At one point, a shot of the Marina Palace at night shows an almost 100-foot bronze Mino statue overlooking the building from behind. The Mino warriors of Dahomey (N’Nonmiton in Fon means “Our Mothers,” but they are commonly known as “Amazons” because that is what British explorer Richard Burton called them) were the only documented female army in modern history. They fought the French colonial forces and won many battles, before succumbing to the final invasion. Here, Diop and her director of photography Joséphine Drouin-Viallard initiate a spiritual meeting of the past and the present, because the statue was erected at the same time as the restitution of the royal treasures, among which are the boccio and thrones of the Dahomey kings in whose service the Mino once fought. The statues encounter each other again as repositories of history, power, and freedom.

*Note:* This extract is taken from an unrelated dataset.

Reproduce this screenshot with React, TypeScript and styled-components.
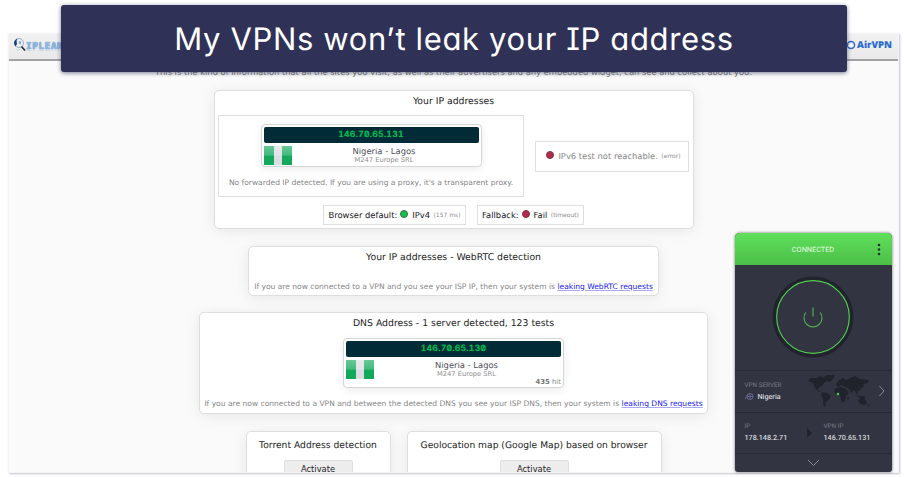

Dahomey, like Mati Diop’s earlier work, is a film about forced migrations of peoples and their cultural heritage across oceans, as well as their otherworldly return. The underbelly of European modernity is revealed, as migrant African art speaks out in defiance. About halfway through the film, assistant director Gildas Addanou initiates a discussion among students at the Université d’Abomey-Calavi who, in eloquent French and sometimes Fon, debate the future of art in Benin and the African continent. Their youthful voices speak out in condemnation of the political performativity of art restitution; they demand justice and cultural rehabilitation, not return alone; they ask when the thousands of other royal treasures will be restored. Their words echo those of the art that protests in Fon: “26 doesn’t exist. Within us resonates infinity. […] There are thousands of us in this night.” Diop’s activist camera stands witness to the sounds and faces of a living archive of African restitution, royalty, and return. What she documents is the soulful journey of thousands of Afro-diasporic migrants across air, land and sea, in defense of their right to be free.